Fighting Fear with Compassion
I once spoke about the phases in my life
when I suffer night terrors. I was terrified of peeking through the window to
see the flickers of the lights in the dark; to me they looked and seemed like
macabre and grotesque eyes peering in as I lay in bed; watching and staring. I
found safety in covering my face with bed linen from the exposure of the night
air. I felt a sense of safety in shutting my eyes tight to shut the windows of
my soul from the invasion of lurking evil. Mercifully sleep would take me. My
nightmares and terrors made me a handful of a child to deal especially when everyone
was exhausted and patience quotas were frayed thin. My mother was the only
person who could handle my traumatised self. For one she always sat next to me
listened to the gory details of my frightful dreams. As I described the
depravity of the monsters that terrorised me she listened deeply. She did not
interrupt or question me as though to fact check my story. After recounting my sordid ordeal, I felt a discernible lift off my shoulder and the monsters did
not seem as scary or big anymore. After she would hold me in her arms to pray,
sing and embrace me long enough for her calm to infuse into me. Those moments
in her arms were the safest I have ever felt.
The other reactions to my nightmares were
rather different growing up. I would sense their need to blame my terrors to something I did
or did not do... “Stop watching TV...” “There are no such things such as
monsters you just have an overactive imagination.” “You are are simply too sensitive.” Along
with other lists of self-started irritants and a reminder that everyone has
problems they need to deal with without me adding to them. The solution to my
problem would be to simply stop “over thinking” and ‘saying or screaming’ out
loud that I was scared as it was bothersome.

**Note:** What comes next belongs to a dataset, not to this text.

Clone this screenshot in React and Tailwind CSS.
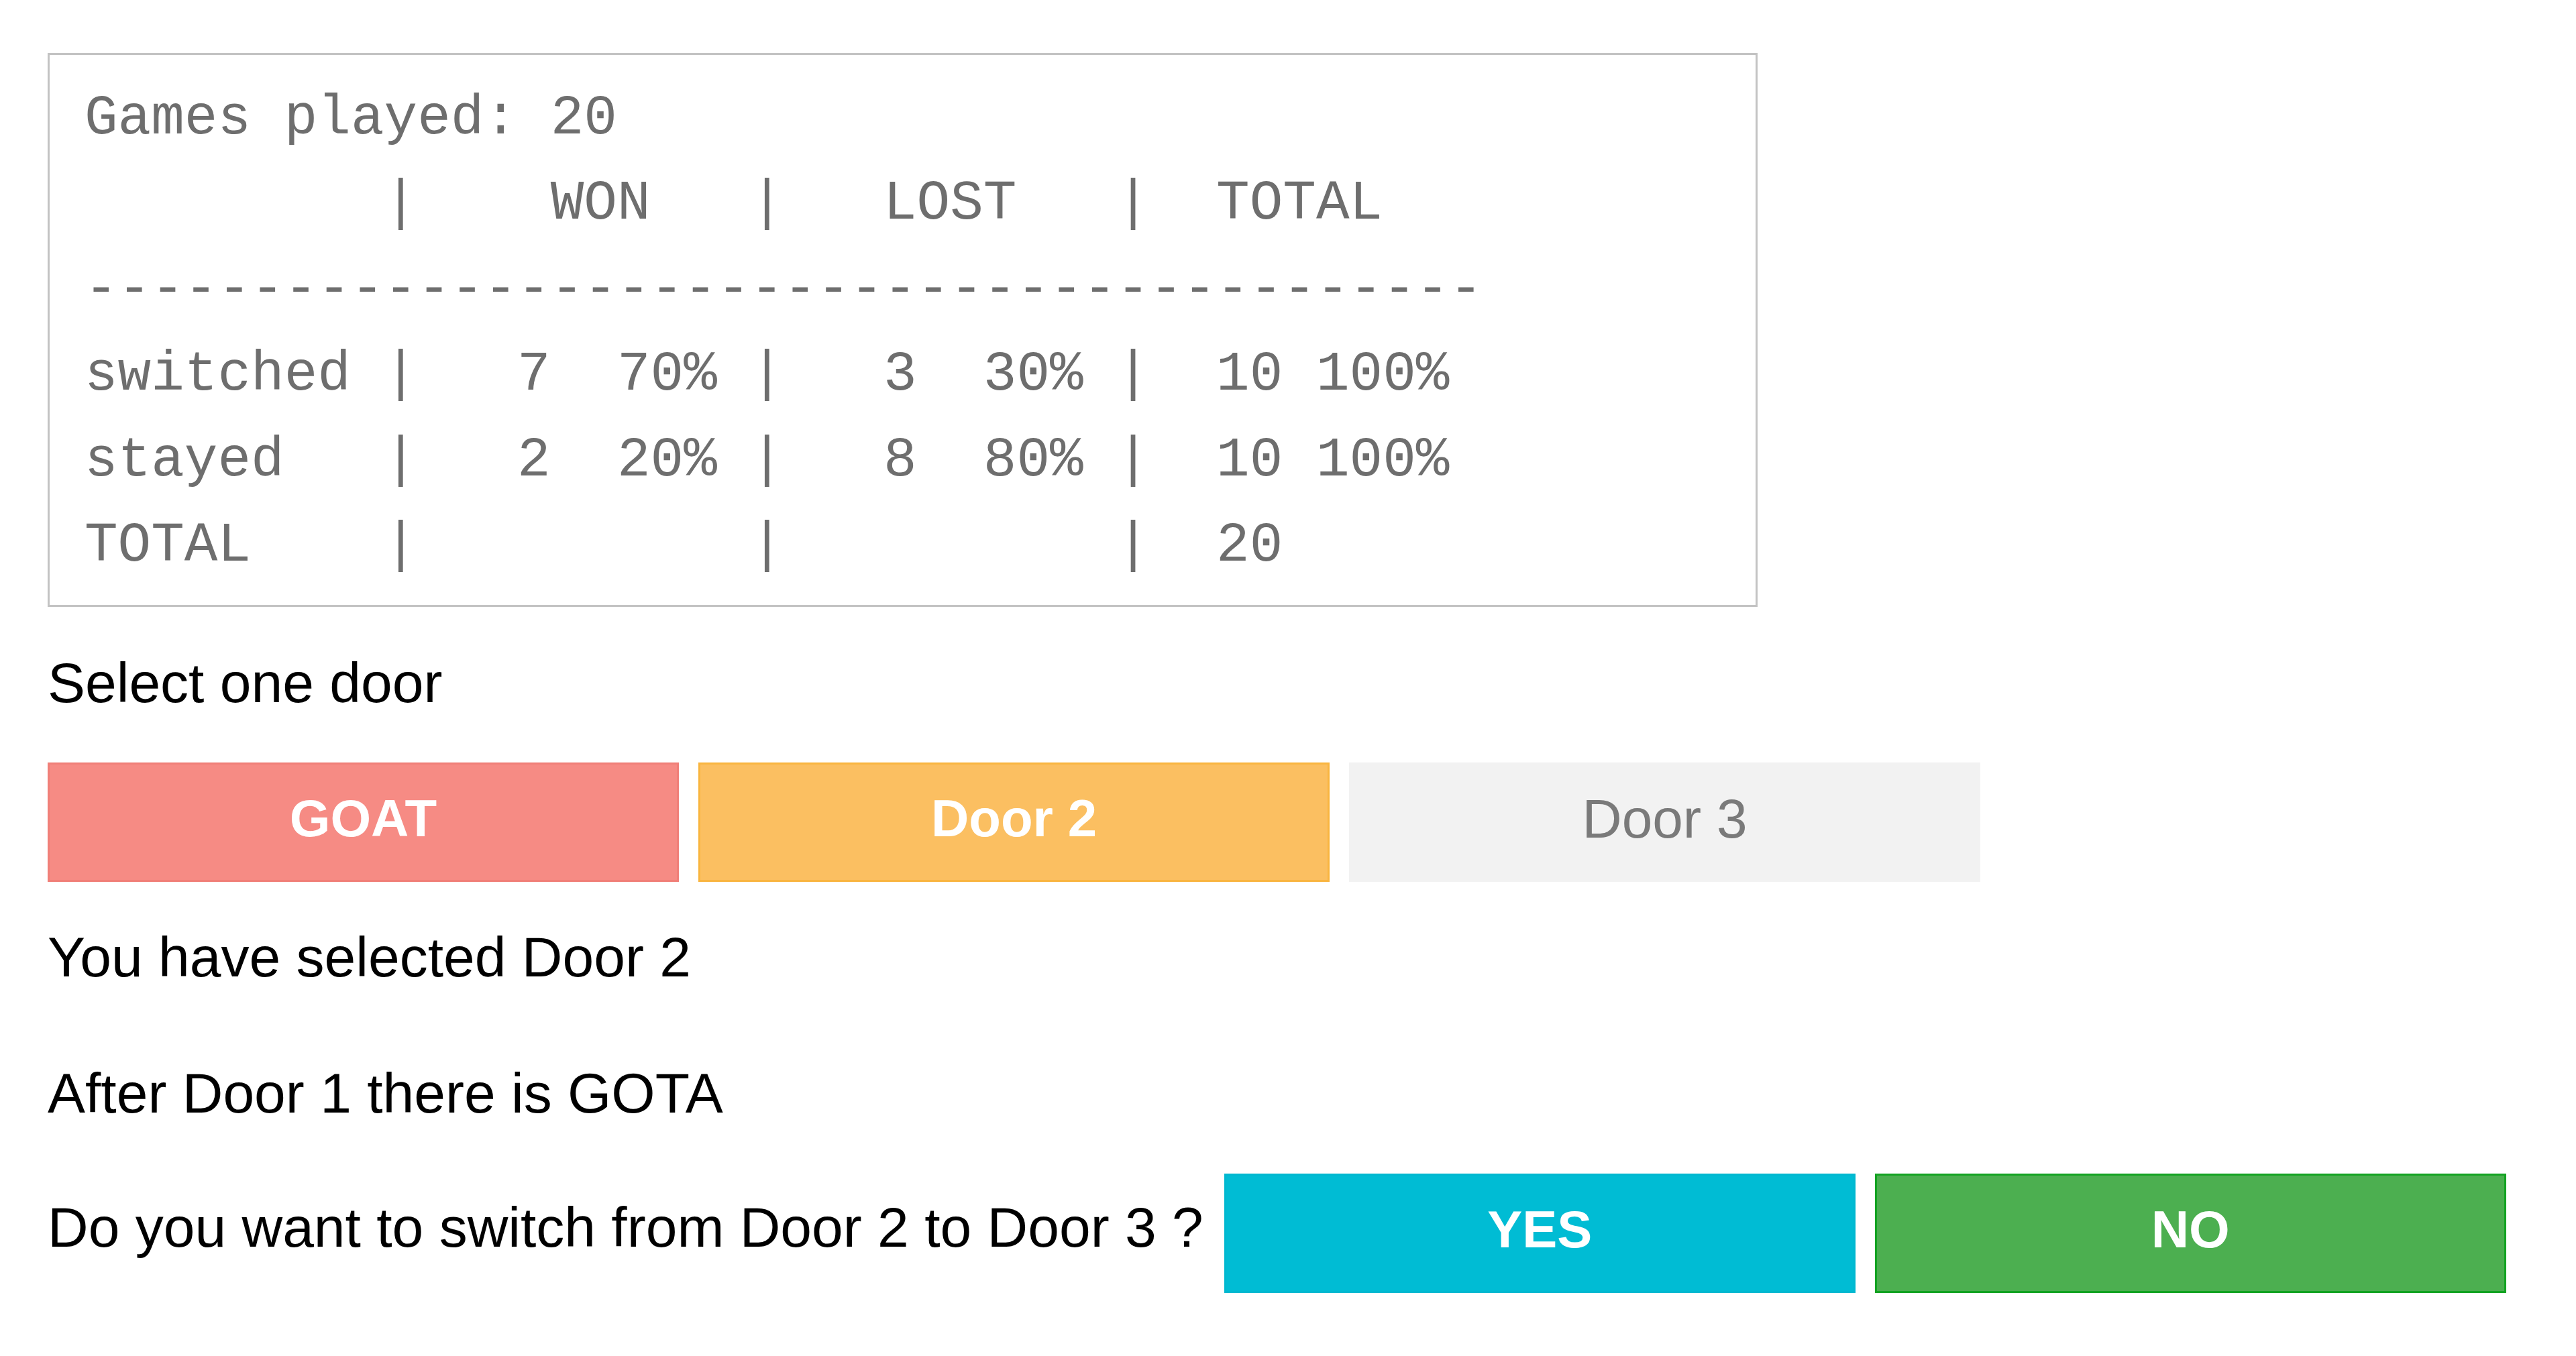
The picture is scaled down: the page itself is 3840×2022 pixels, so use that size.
import React from "react";

const statsLines = [
  "Games played: 20",
  "         |    WON   |   LOST   |  TOTAL",
  "------------------------------------------",
  "switched |   7  70% |   3  30% |  10 100%",
  "stayed   |   2  20% |   8  80% |  10 100%",
  "TOTAL    |          |          |  20",
];

const sans = { fontFamily: '"Liberation Sans", Arial, Helvetica, sans-serif' };
const mono = { fontFamily: '"Liberation Mono", "Courier New", monospace' };

function DoorButton({ label, className }) {
  return (
    <button
      type="button"
      className={`flex h-[178px] w-[941px] shrink-0 items-center justify-center pb-[11px] ${className}`}
      style={sans}
    >
      {label}
    </button>
  );
}

export default function App() {
  return (
    <div className="min-h-[2022px] w-full bg-white pl-[71px] text-black" style={sans}>
      {/* scoreboard */}
      <div className="pt-[79px]">
        <div
          className="w-[2549px] border-[3px] border-[#c3c3c3] pl-[52px] pt-[32px] pb-[24px] text-[82.7px] leading-[127.4px] text-[#6e6e6e]"
          style={mono}
        >
          {statsLines.map((line, i) => (
            <div key={i} className="whitespace-pre">
              {line}
            </div>
          ))}
        </div>
      </div>

      <p className="mt-[65px] text-[84px] leading-[96px]">Select one door</p>

      <div className="mt-[71px] flex gap-[29px]">
        <DoorButton
          label="GOAT"
          className="border-[3px] border-[#f07f78] bg-[#f68b84] text-[78px] font-bold text-white"
        />
        <DoorButton
          label="Door 2"
          className="border-[3px] border-[#f9b540] bg-[#fbbf61] text-[78px] font-bold text-white"
        />
        <DoorButton
          label="Door 3"
          className="bg-[#f2f2f2] text-[82px] text-[#7a7a7a]"
        />
      </div>

      <p className="mt-[64px] text-[84px] leading-[96px]">You have selected Door 2</p>

      <p className="mt-[107px] text-[84px] leading-[96px]">After Door 1 there is GOTA</p>

      <div className="mt-[72px] flex items-start gap-[31px]">
        <p className="mt-[32px] whitespace-nowrap text-[84px] leading-[96px]">
          Do you want to switch from Door 2 to Door 3 ?
        </p>
        <div className="flex gap-[29px]">
          <DoorButton
            label="YES"
            className="border-[3px] border-[#00b8d0] bg-[#00bcd4] text-[78px] font-bold text-white"
          />
          <DoorButton
            label="NO"
            className="border-[3px] border-[#13a322] bg-[#4caf50] text-[78px] font-bold text-white"
          />
        </div>
      </div>
    </div>
  );
}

But my fears were real. As soon as the
lights flicked off and the door shut and I was left behind, my terrors grew form again
in such palpable ways I resorted to seek refuge and so I learnt to scream and run
inside myself. My mother gradually stopped coming when I had bad dreams
especially when she got sick but also because she was talked out of it as
everybody was of the opinion that I needed to show some spine and grow out of
my habit of being “too sensitive.”
So I learnt to take to covering my face
and shutting out the world at night with my pillow. I would withdraw into
myself more and find a shelter in my mind and in my dreams...this included many
self-conversations going over my fears and addressing them and it was characterized
by deep silences and solitude moments. Most of those around me just thought I
finally grew up and were pleased to not waking up at night to deal with a
nuisance of a child. In my adult life these phases still continue and typically look like profound
melancholic moments.
While I do not cover my face anymore under
my pillow, I recognize the patterns in which I cope with fear. I never really
changed. My sometimes irrational ham-fisted sentiments or screams when shared frequently solicit
familiar reactions of exasperation, eye-rolls and sharp intakes of breath....
“Oh boy here we go again....” and in one sweeping moment it becomes “You
overthink things” “You over-analyse” “You are too sensitive” and the default
question preempting my need to unload and figure things out would be:
“What did I do wrong this time followed
by prompt apologies to contain a situation that is me.”
While admittedly it is not easy working
or relating with a highly sensitive person, I do feel the hows and whys we go
about weaving into each other’s lives is worth pondering over.
I am particularly intrigued by the neat frames
we like to ‘other’ each other where people fit into tight neat boxes of being “either
this or that”; as though things, experiences and whole lives
were as simple as this two options. I wonder if we pause to think of the
alternative our assertions and assumptions suggest.....
.....So one is either “over sensitive”
or.......? (insensitive, thick skinned, unfeeling ....I wonder?)
You are either right or.......? (wrong,
really? Is it really always that simple?)
You always over analyze things, and the
opposite of this would be......? (apathy? indifference? unconcern - how true is
this?)
I find this thinking a way to problematise and cluster people we consider different from us. The idea of ‘them and us’, ‘you
and me’ inevitably fall through a further labelling where we value each other
different and forming power dynamics we refer to as strength and weakness....
progressively we internalise these labels as true and unbending and they embody us as strengths or weaknesses.
I have been internalising the teachings
of Thich Nhat Hanh in his book Fear: Essential Wisdom for Getting Through
the Storm. He talks about how easily tempting it is for us to ridicule the
fear of others because it reminds us of our own fear and how we are also taught
to keep fear unacknowledged and out of sight. In his teachings he says that
this fear causes us to act out in fits of anger. He suggests that if we as an
alternative produce the energy of compassion to replace fear, we may calm our
hearts and this allows us an opportunity to help another person.
I really resonate with his ideas on this
because I experienced this deep compassion when my mother listened sincerely to
me and spoke and acted her love to me when I suffered nightmares. Her compassion
on those terrible nights was very real and comforting.
My thoughts and wishes for the day is to
invoke this energy of compassion to more people around me and hope that the
universe is kind and sees it fit to reciprocate this back to me.